Gallery |
|
Image courtesy of the Doumani Family and The Neon Museum
In Las Vegas, there is a neon graveyard located on three acres off North Las Vegas Boulevard. This outdoor lot is called the Boneyard, perhaps in reference to the legendary elephant graveyards of Africa. The lights may have dimmed on over 200 vintage neon signs, but they are not dead, only rescued and preserved by The Neon Museum. While French chemist Georges Claude invented the neon lamp, it was the competing hotels and restaurants of mid-century Vegas that turned them into art. Walking around The Neon Museum, the visitor sees the remains of Las Vegas kitsch—a 10-foot-tall martini glass complete with a lighted cherry, the giant glowing lamp from the Aladdin Hotel, thousands of incandescent bulbs, glittery signs and lots of neon glory (image 23). The Boneyard is also the home for one of Paul R. Williams’ most unusual buildings, the iconic 1,100-square-foot La Concha Motel lobby, his salute to Southern California Googie architecture.
The genealogy for the architecture of La Concha Motel is traceable to a Southern California restaurant designed by John Lautner, Googies, whose mascot was a cartoon waitress with fried egg eyes. Cheap, modern, flashy, where form does not follow function, Googie-inspired buildings were aesthetically unrestrained. Architectural historian Alan Hess described them as “cartoons in steel and glass, designed to catch the attention at highway speeds.” While the style was dismissed by intellectuals of the 1950s and 1960s as “a little too western, and a little too American for serious consideration,” it was immensely popular with the rest of the country.

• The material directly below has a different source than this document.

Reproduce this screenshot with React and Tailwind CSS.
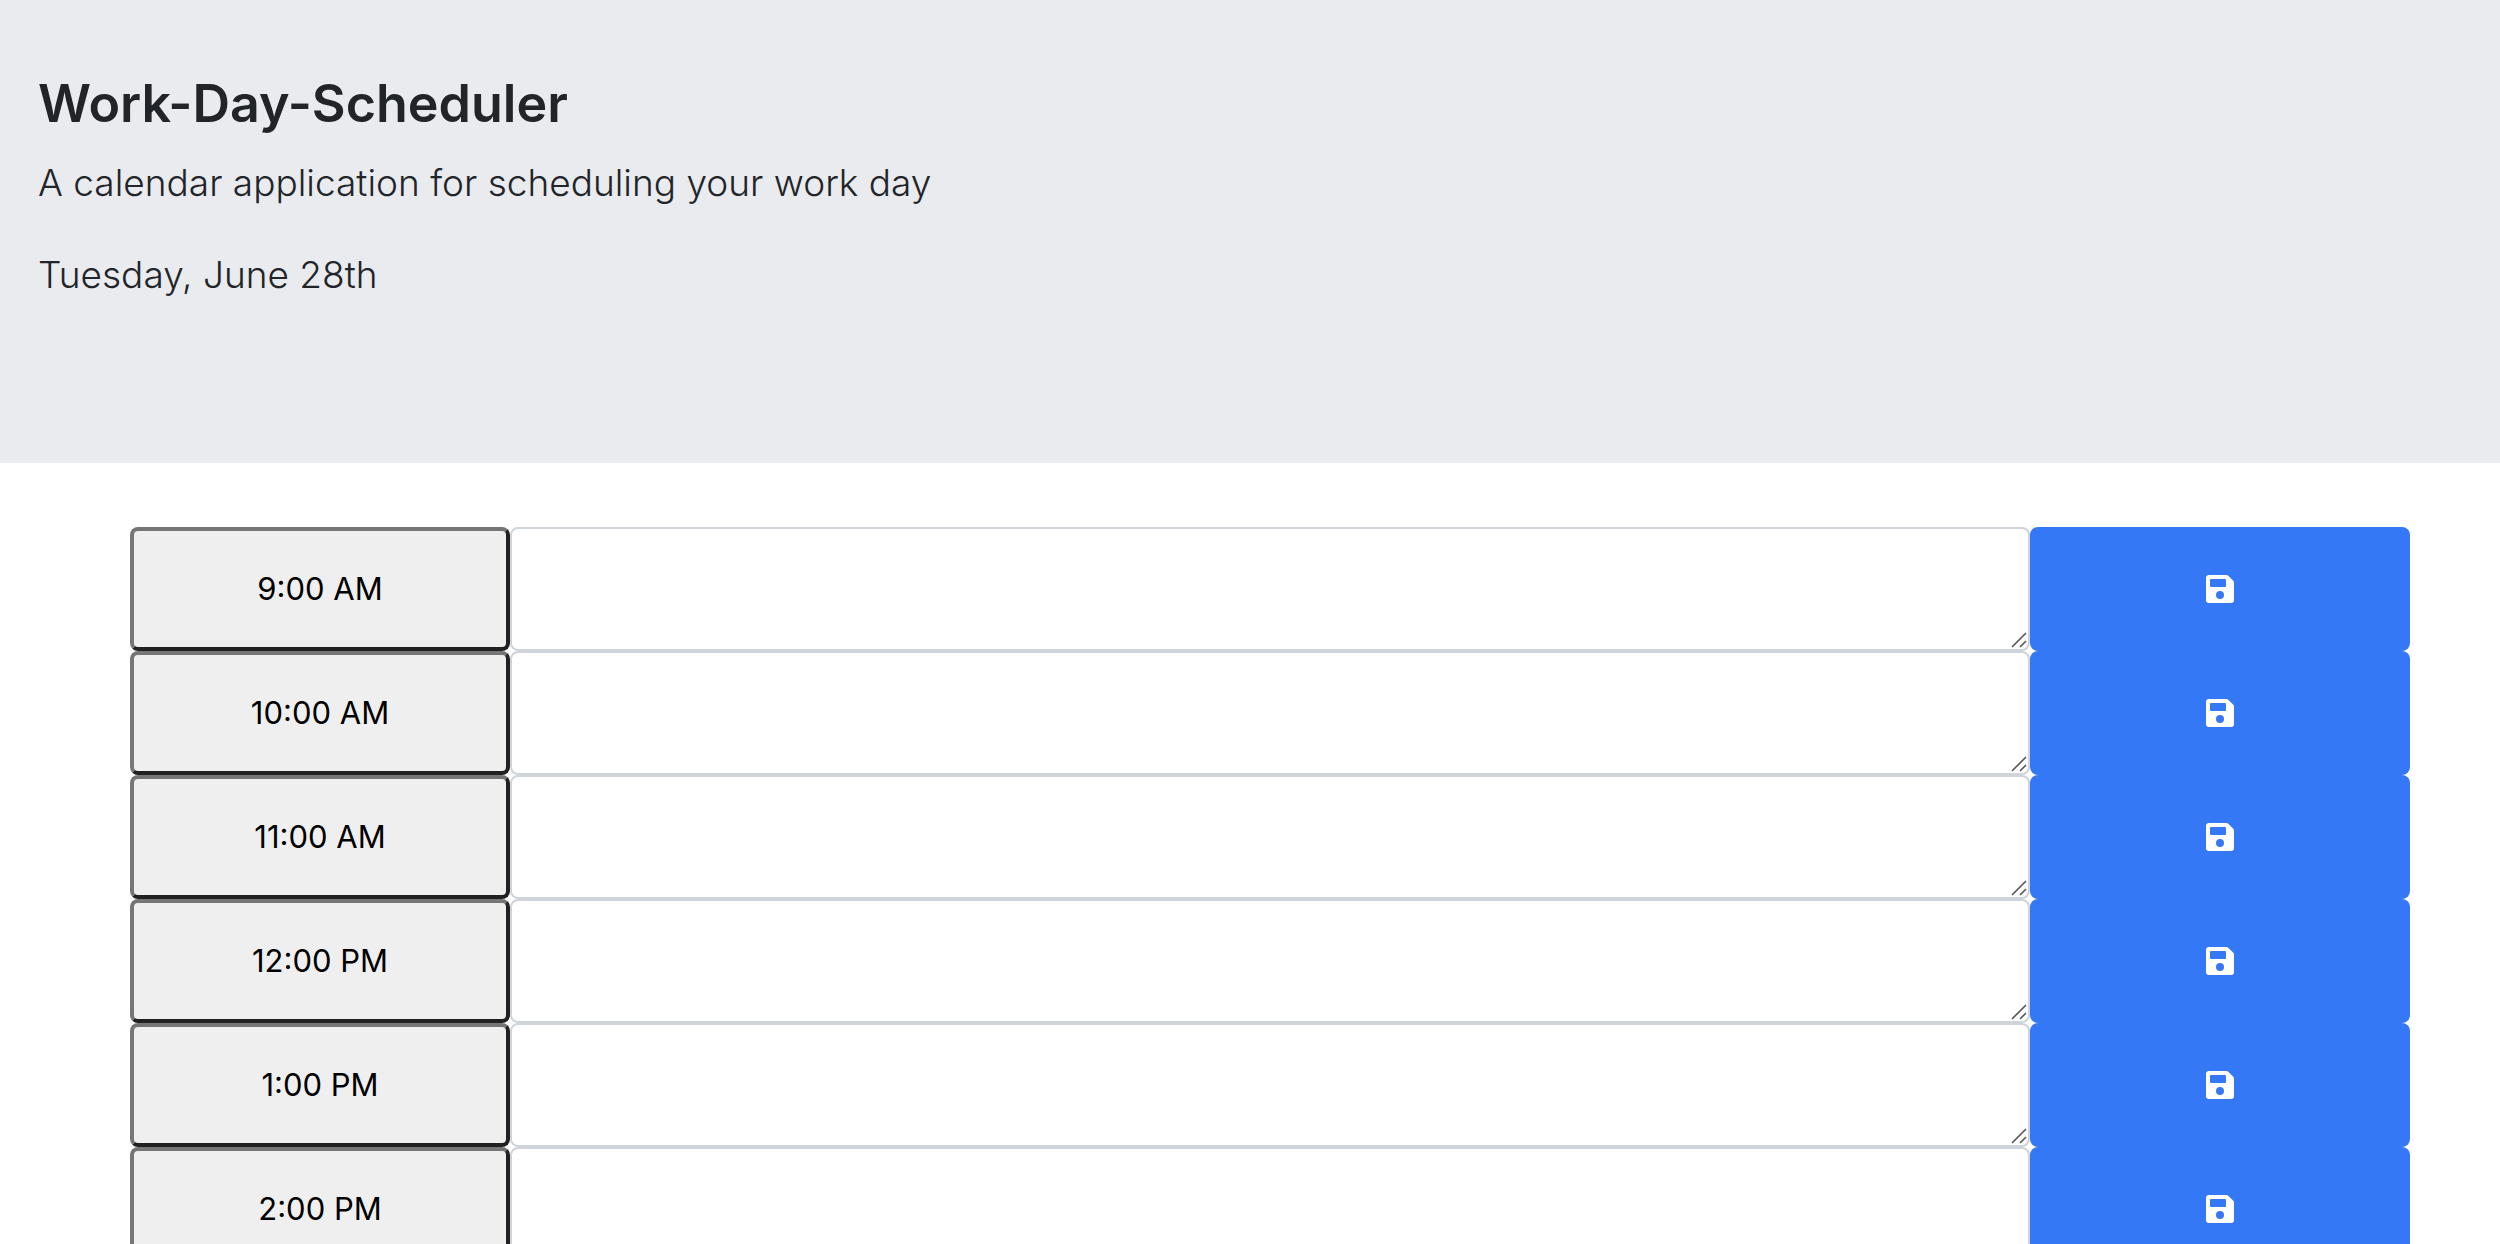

When M. K. Doumani commissioned Williams in 1961 to design his 100-room motel, he envisioned something unique among the huge hotel-casinos such as Desert Inn, Dunes or Tropicana. (aerial image 3) He wanted his motel to be a memorable architectural sign, as memorable as the neon signage on The Las Vegas Strip. He wanted an architectural application that would set his hostelry apart and attract guests. (Paul Richard. Today's Family Digest. Nov. 1969) While La Concha did not have the amenities of the larger hotels, the drive-up motel Williams created was stylish, intimate and memorable.
According to local historian Dorothy Wright, La Concha could only have been created for Las Vegas. Blending "high design and hands-on construction" the motel was built on a shoe string budget with different Doumani family members pitching in. Two sons worked on the actual construction and various members of the family shopped at local hardware stores for off-the-shelf fixtures. The money saved was used to build "a huge, towering sign whose base was the distinctive stylized La Concha logo." (Desert Companion. December 2012)
But what about that “intersecting hyperbolic paraboloid” lobby of glass and thin-shell concrete? Was it a stylized conch shell, a butterfly or Williams’ playful take on America’s fascination with cars and science fiction? Whatever his intent, the building’s aesthetics were not out of character with elements in his previous work. Williams’ buildings were often filled with curves and circular details in the ceilings, building overhangs, arched entries, pool or lunch counter.
While Googie-style architecture has often been criticized as the crass work of anonymous draftsmen, the La Concha Motel is an example of the style as designed by a serious and respected American architect. Few examples of this populist style survive, but Williams’ La Concha Motel lobby has been saved through the hard work of Nevada preservationists and architectural historians. The Neon Museum hopes to convert the La Concha Motel lobby into their visitor center in 2011.